* **Written instruction**:
Restate the listing that follows word for word, without its pictures.

* **Given data**:
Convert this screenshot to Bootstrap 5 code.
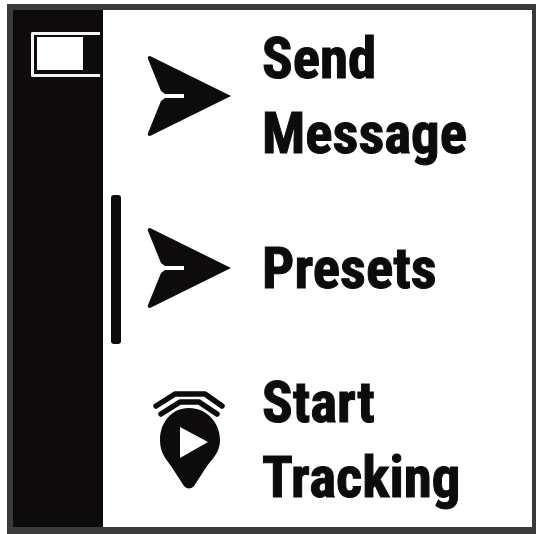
<!DOCTYPE html>
<html lang="en">
<head>
<meta charset="utf-8">
<title>Device menu</title>
<link href="https://cdn.jsdelivr.net/npm/bootstrap@5.3.0/dist/css/bootstrap.min.css" rel="stylesheet">
<style>
html,body{height:100%;background:#fff;overflow:hidden}
.page-wrap{width:537px;height:534px;padding:4px 1px 0 7px}
.frame{height:100%;border:solid #3a3a3a;border-width:6px 4px 7px 6px;background:#fff;filter:blur(.5px)}
.side{width:90px;background:#0d0b0b;padding-top:22px;flex:none}
.batt{width:69px;height:45px;margin-left:18px;border:3px solid #f4f4f0;border-right:0;padding:2px 0 4px 3px;border-radius:2px 0 0 2px}
.batt-fill{width:46px;height:100%;background:#fff}
.menu-area{padding-left:8px}
.scroll-bar{width:10px;height:149px;background:#0d0b0b;border-radius:3px;margin-top:185px;flex:none}
.items{padding-left:26px}
.entry{font-family:"Roboto Condensed","Liberation Sans",sans-serif;font-weight:700;font-size:57px;line-height:75px;color:#0d0b0b;-webkit-text-stroke:1px #0d0b0b;white-space:nowrap}
.entry-row{height:172px;gap:31px}
.entry-row svg{flex:none}
</style>
</head>
<body>
<div class="page-wrap">
  <div class="frame d-flex">
    <div class="side"><div class="batt"><div class="batt-fill"></div></div></div>
    <div class="menu-area d-flex flex-grow-1">
      <div class="scroll-bar"></div>
      <div class="items flex-grow-1">
        <div class="entry-row d-flex align-items-center">
          <svg width="84" height="82" viewBox="0 0 84 82"><path fill="#0d0b0b" d="M3 1 84 41 3 81Q0 81 1 78L14 46 18 43H37V39H18L14 36 1 4Q0 1 3 1Z"/></svg>
          <div class="entry">Send<br>Message</div>
        </div>
        <div class="entry-row d-flex align-items-center">
          <svg width="84" height="82" viewBox="0 0 84 82"><path fill="#0d0b0b" d="M3 1 84 41 3 81Q0 81 1 78L14 46 18 43H37V39H18L14 36 1 4Q0 1 3 1Z"/></svg>
          <div class="entry">Presets</div>
        </div>
        <div class="entry-row d-flex align-items-center">
          <svg width="84" height="100" viewBox="0 0 84 100"><g fill="none" stroke="#0d0b0b" stroke-width="5.500" stroke-linecap="round" stroke-linejoin="round"><path d="M9 16 28 4H58L75 16"/><path d="M14 24 33 12H52L70 24"/></g><path fill="#0d0b0b" fill-rule="evenodd" d="M42 18C60 18 73 33 73 50 73 62 66 68 60 76L47 96Q42 101 37 96L24 76C18 68 13 62 13 50 13 33 24 18 42 18ZM33 37V68L61 52 33 37Z"/></svg>
          <div class="entry">Start<br>Tracking</div>
        </div>
      </div>
    </div>
  </div>
</div>
<script src="https://cdn.jsdelivr.net/npm/bootstrap@5.3.0/dist/js/bootstrap.bundle.min.js"></script>
</body>
</html>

* **Solution below**:
Convert this screenshot to Bootstrap 5 code.
<!DOCTYPE html>
<html lang="en">
<head>
<meta charset="utf-8">
<title>Device menu</title>
<link href="https://cdn.jsdelivr.net/npm/bootstrap@5.3.0/dist/css/bootstrap.min.css" rel="stylesheet">
<style>
html,body{height:100%;background:#fff;overflow:hidden}
.page-wrap{width:537px;height:534px;padding:4px 1px 0 7px}
.frame{height:100%;border:solid #3a3a3a;border-width:6px 4px 7px 6px;background:#fff;filter:blur(.5px)}
.side{width:90px;background:#0d0b0b;padding-top:22px;flex:none}
.batt{width:69px;height:45px;margin-left:18px;border:3px solid #f4f4f0;border-right:0;padding:2px 0 4px 3px;border-radius:2px 0 0 2px}
.batt-fill{width:46px;height:100%;background:#fff}
.menu-area{padding-left:8px}
.scroll-bar{width:10px;height:149px;background:#0d0b0b;border-radius:3px;margin-top:185px;flex:none}
.items{padding-left:26px}
.entry{font-family:"Roboto Condensed","Liberation Sans",sans-serif;font-weight:700;font-size:57px;line-height:75px;color:#0d0b0b;-webkit-text-stroke:1px #0d0b0b;white-space:nowrap}
.entry-row{height:172px;gap:31px}
.entry-row svg{flex:none}
</style>
</head>
<body>
<div class="page-wrap">
  <div class="frame d-flex">
    <div class="side"><div class="batt"><div class="batt-fill"></div></div></div>
    <div class="menu-area d-flex flex-grow-1">
      <div class="scroll-bar"></div>
      <div class="items flex-grow-1">
        <div class="entry-row d-flex align-items-center">
          <svg width="84" height="82" viewBox="0 0 84 82"><path fill="#0d0b0b" d="M3 1 84 41 3 81Q0 81 1 78L14 46 18 43H37V39H18L14 36 1 4Q0 1 3 1Z"/></svg>
          <div class="entry">Send<br>Message</div>
        </div>
        <div class="entry-row d-flex align-items-center">
          <svg width="84" height="82" viewBox="0 0 84 82"><path fill="#0d0b0b" d="M3 1 84 41 3 81Q0 81 1 78L14 46 18 43H37V39H18L14 36 1 4Q0 1 3 1Z"/></svg>
          <div class="entry">Presets</div>
        </div>
        <div class="entry-row d-flex align-items-center">
          <svg width="84" height="100" viewBox="0 0 84 100"><g fill="none" stroke="#0d0b0b" stroke-width="5.500" stroke-linecap="round" stroke-linejoin="round"><path d="M9 16 28 4H58L75 16"/><path d="M14 24 33 12H52L70 24"/></g><path fill="#0d0b0b" fill-rule="evenodd" d="M42 18C60 18 73 33 73 50 73 62 66 68 60 76L47 96Q42 101 37 96L24 76C18 68 13 62 13 50 13 33 24 18 42 18ZM33 37V68L61 52 33 37Z"/></svg>
          <div class="entry">Start<br>Tracking</div>
        </div>
      </div>
    </div>
  </div>
</div>
<script src="https://cdn.jsdelivr.net/npm/bootstrap@5.3.0/dist/js/bootstrap.bundle.min.js"></script>
</body>
</html>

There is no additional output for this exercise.